### STATED TASK
Print nothing but the lines from the start of the listing below through the line that contains "const TABS = ['对齐', '字体', '边框', '填充', '保护']". Do not include the pictures.
====
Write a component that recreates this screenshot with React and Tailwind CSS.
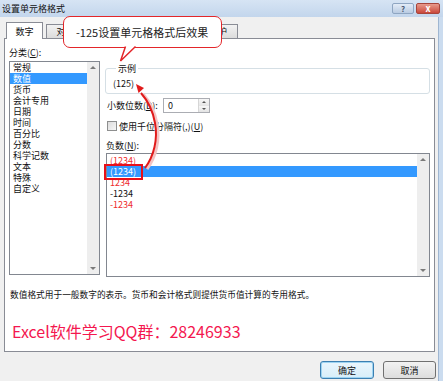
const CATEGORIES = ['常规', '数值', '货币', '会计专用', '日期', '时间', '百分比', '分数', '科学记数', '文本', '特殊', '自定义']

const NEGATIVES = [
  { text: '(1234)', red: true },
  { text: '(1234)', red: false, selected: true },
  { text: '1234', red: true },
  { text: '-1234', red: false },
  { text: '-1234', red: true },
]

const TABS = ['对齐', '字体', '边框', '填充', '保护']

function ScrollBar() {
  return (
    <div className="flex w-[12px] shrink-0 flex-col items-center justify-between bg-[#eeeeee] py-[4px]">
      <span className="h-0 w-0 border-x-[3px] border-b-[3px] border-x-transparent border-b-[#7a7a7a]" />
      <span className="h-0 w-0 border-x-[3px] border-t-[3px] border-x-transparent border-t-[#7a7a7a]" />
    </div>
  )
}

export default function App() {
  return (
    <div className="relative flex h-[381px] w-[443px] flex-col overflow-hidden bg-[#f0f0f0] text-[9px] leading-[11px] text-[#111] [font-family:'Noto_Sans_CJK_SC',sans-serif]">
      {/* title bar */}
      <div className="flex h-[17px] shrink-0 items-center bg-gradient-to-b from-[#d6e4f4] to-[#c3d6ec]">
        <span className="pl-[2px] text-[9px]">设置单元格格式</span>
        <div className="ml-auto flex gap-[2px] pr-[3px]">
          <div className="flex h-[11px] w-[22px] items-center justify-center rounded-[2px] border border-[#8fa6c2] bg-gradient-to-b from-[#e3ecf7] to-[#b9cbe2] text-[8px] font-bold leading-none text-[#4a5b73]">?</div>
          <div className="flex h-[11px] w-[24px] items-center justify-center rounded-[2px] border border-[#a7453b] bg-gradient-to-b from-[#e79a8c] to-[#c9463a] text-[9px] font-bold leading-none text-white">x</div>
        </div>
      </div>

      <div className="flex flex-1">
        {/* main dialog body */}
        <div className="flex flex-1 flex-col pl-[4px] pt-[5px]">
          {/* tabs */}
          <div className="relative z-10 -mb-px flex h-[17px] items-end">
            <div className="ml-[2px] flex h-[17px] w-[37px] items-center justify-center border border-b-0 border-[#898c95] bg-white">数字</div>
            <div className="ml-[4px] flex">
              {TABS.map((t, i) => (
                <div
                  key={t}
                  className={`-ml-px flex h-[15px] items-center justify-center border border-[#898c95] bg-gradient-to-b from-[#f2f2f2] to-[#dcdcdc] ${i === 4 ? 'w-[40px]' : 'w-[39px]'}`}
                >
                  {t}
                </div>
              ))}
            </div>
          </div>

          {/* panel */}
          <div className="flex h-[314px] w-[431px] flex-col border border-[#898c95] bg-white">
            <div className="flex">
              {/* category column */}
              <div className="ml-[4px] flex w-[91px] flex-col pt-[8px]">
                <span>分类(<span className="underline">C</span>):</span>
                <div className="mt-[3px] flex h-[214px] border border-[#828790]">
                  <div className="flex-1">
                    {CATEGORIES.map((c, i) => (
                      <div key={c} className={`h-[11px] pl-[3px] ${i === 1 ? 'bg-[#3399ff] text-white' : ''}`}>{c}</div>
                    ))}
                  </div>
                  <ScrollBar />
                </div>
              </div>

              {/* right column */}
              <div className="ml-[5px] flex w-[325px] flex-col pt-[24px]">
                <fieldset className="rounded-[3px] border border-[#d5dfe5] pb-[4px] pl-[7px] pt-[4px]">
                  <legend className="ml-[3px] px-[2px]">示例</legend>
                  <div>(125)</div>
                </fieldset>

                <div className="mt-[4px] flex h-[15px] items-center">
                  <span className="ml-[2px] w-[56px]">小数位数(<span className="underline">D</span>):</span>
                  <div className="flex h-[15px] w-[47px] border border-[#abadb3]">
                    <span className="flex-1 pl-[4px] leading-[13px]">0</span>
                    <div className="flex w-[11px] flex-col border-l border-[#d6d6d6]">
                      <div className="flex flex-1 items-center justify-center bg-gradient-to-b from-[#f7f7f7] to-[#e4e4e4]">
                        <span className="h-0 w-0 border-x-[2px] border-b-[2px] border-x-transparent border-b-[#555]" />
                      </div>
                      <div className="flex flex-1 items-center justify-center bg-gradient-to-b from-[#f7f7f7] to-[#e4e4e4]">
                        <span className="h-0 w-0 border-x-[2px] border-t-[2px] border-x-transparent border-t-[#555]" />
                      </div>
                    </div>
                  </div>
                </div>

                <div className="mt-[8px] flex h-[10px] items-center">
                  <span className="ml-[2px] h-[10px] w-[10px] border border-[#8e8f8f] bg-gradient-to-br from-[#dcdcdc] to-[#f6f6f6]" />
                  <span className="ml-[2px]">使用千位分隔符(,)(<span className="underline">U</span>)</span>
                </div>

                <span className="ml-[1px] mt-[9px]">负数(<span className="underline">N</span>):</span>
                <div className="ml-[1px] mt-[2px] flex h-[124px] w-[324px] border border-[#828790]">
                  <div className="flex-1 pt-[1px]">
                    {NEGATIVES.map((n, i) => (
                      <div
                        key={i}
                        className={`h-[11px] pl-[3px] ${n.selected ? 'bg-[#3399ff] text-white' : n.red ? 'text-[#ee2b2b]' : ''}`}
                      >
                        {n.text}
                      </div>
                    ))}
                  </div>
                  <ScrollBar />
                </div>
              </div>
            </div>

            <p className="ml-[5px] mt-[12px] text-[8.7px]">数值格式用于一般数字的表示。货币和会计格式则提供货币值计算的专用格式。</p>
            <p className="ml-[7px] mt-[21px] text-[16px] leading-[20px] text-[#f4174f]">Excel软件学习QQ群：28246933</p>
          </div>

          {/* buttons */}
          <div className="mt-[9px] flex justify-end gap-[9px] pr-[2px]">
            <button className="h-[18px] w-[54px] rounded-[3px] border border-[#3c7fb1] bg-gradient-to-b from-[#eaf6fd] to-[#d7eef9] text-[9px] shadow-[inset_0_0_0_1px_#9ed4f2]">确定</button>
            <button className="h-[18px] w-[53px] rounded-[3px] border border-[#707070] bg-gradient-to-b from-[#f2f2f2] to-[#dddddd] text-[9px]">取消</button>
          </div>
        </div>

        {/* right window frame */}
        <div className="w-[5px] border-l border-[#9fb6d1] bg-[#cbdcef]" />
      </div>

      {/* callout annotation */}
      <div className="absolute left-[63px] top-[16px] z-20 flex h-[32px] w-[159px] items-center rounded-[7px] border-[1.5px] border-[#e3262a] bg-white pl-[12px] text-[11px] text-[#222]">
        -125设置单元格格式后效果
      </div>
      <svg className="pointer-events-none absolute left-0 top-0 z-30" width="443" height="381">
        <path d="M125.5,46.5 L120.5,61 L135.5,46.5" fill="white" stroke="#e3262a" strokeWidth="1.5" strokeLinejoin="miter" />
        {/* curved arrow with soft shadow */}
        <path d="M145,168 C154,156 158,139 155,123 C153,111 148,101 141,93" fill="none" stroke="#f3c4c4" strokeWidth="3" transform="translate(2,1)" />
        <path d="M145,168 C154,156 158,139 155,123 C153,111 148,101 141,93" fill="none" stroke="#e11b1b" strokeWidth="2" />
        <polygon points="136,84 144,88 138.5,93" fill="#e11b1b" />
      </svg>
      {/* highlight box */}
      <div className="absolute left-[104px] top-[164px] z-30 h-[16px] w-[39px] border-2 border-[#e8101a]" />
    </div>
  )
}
====
### FULL ANSWER
Write a component that recreates this screenshot with React and Tailwind CSS.
const CATEGORIES = ['常规', '数值', '货币', '会计专用', '日期', '时间', '百分比', '分数', '科学记数', '文本', '特殊', '自定义']

const NEGATIVES = [
  { text: '(1234)', red: true },
  { text: '(1234)', red: false, selected: true },
  { text: '1234', red: true },
  { text: '-1234', red: false },
  { text: '-1234', red: true },
]

const TABS = ['对齐', '字体', '边框', '填充', '保护']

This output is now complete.